I've got a script that looks like this:
#This is the master script. It runs all other scripts.
rm(list=ls())
#Run data cleaing script
source("datacleaning.R")
set.seed(413) #Seed pre-selected as lead author's wife's birthday (April 13th)
reps=128
#Make imputated datasets
source("makeimps.R")
#Model selection step 1.
source("model_selection.1.R")
load("AIC_results.1")
AIC_results
#best model removed the year interaction
#Model selection step 2. removed year interaction
source("model_selection.2.R")
load("AIC_results.2")
AIC_results
#all interactions pretty good. keeping this model
#Final selected model:
source("selectedmodel.R")
I send this master script to a supercomputing cluster; it takes about 17 hours of CPU time and 40 minutes of walltime on 32 cores. (Hence my non-reproducible example). But when I run the script, look at the results, then run it again, and look at the results again, they are slightly different. Why? I set the seed! Does the seed get reset somehow? Do I need to specify the seed inside of each script file?

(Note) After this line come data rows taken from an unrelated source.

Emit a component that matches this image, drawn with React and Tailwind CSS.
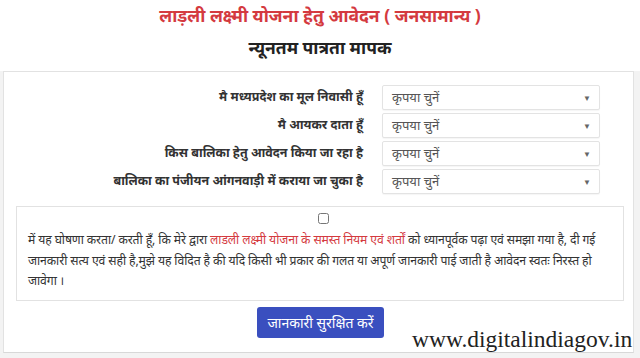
import { useState } from 'react'

const questions = [
  'मै मध्यप्रदेश का मूल निवासी हूँ',
  'मै आयकर दाता हूँ',
  'किस बालिका हेतु आवेदन किया जा रहा है',
  'बालिका का पंजीयन आंगनवाड़ी में कराया जा चुका है',
]

const SelectBox = () => (
  <div className="w-[218px] h-[25px] border border-[#e3e3e3] rounded-[2px] bg-white flex items-center justify-between pl-[9px] pr-[8px] shadow-[0_1px_1px_rgba(0,0,0,0.04)]">
    <span className="text-[13px] text-[#555]">कृपया चुनें</span>
    <span className="text-[8px] text-[#666]">▼</span>
  </div>
)

export default function App() {
  const [checked, setChecked] = useState(false)
  return (
    <div className="w-[640px] h-[358px] overflow-hidden bg-[#f3f3f3] font-['Noto_Sans',sans-serif]">
      <div className="bg-white h-[71px] flex flex-col items-center">
        <h1 className="text-[17.5px] font-bold text-[#d43a3f] mt-[1px] leading-[28px]">लाड़ली लक्ष्मी योजना हेतु आवेदन ( जनसामान्य )</h1>
        <h2 className="text-[17.5px] font-bold text-[#222] mt-[4px] leading-[28px]">न्यूनतम पात्रता मापक</h2>
      </div>
      <div className="ml-[3px] w-[631px] h-[282px] bg-white border border-[#e2e2e2] border-b-[#d8d8d8]">
        <div className="pt-[13px] flex flex-col gap-[3px]">
          {questions.map((q) => (
            <div key={q} className="flex items-center h-[25px]">
              <label className="w-[359px] text-right text-[12.5px] font-bold text-[#333]">{q}</label>
              <div className="ml-[19px]">
                <SelectBox />
              </div>
            </div>
          ))}
        </div>
        <div className="ml-[12px] mt-[12px] w-[608px] h-[95px] border border-[#e2e2e2] pl-[11px] pr-[4px] pt-[2px]">
          <div className="flex justify-center pt-[4px]">
            <input type="checkbox" checked={checked} onChange={(e) => setChecked(e.target.checked)} className="w-[11px] h-[11px] m-0" />
          </div>
          <p className="text-[12.2px] text-[#333] leading-[20.5px] mt-[6px] tracking-[-0.1px]">
            में यह घोषणा करता/ करती हूँ, कि मेरे द्वारा <span className="text-[#d43a3f]">लाडली लक्ष्मी योजना के समस्त नियम एवं शर्तों</span> को ध्यानपूर्वक पढ़ा एवं समझा गया है, दी गई जानकारी सत्य एवं सही है,मुझे यह विदित है की यदि किसी भी प्रकार की गलत या अपूर्ण जानकारी पाई जाती है आवेदन स्वतः निरस्त हो जावेगा ।
          </p>
        </div>
        <div className="flex items-start mt-[6px]">
          <button className="ml-[253px] w-[127px] h-[31px] bg-[#3a4fbf] rounded-[3px] text-white text-[14px]">जानकारी सुरक्षित करें</button>
          <span className="ml-[28px] mt-[20px] text-[23.5px] leading-[24px] text-[#222] font-['Liberation_Serif',serif]">www.digitalindiagov.in</span>
        </div>
      </div>
    </div>
  )
}
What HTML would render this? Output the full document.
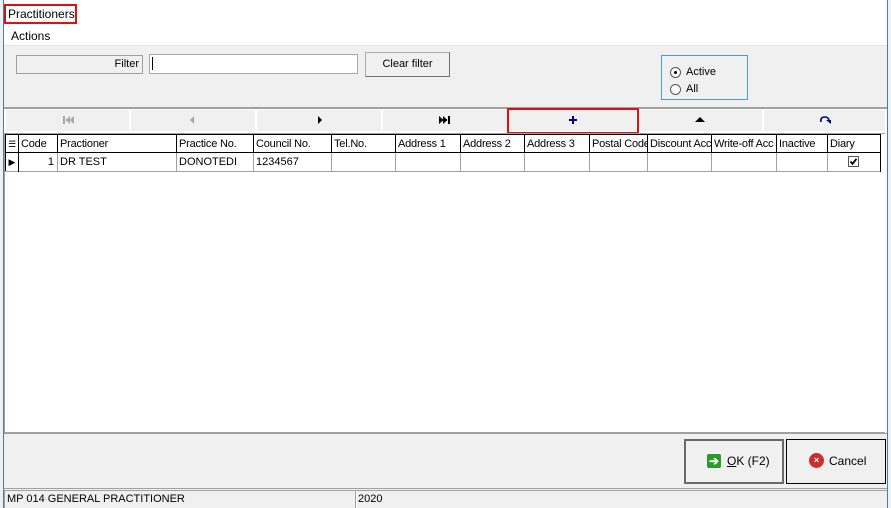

I need to increase the number of reps, because its clear that I haven't converged sufficiently. But that's a separate issue. Why are my results here not reproducing themselves and how do I fix?
Thanks in advance.
EDIT: I'm doing the parallelization through doMC
and plyr
. Some light googling based on comments below turns up the fact that one can't really set a "parallel seed" using these packages. I'd need to migrate my code to SNOW
somehow. If anyone knows a solution with doMC
and plyr
, I'd be grateful to learn what it is.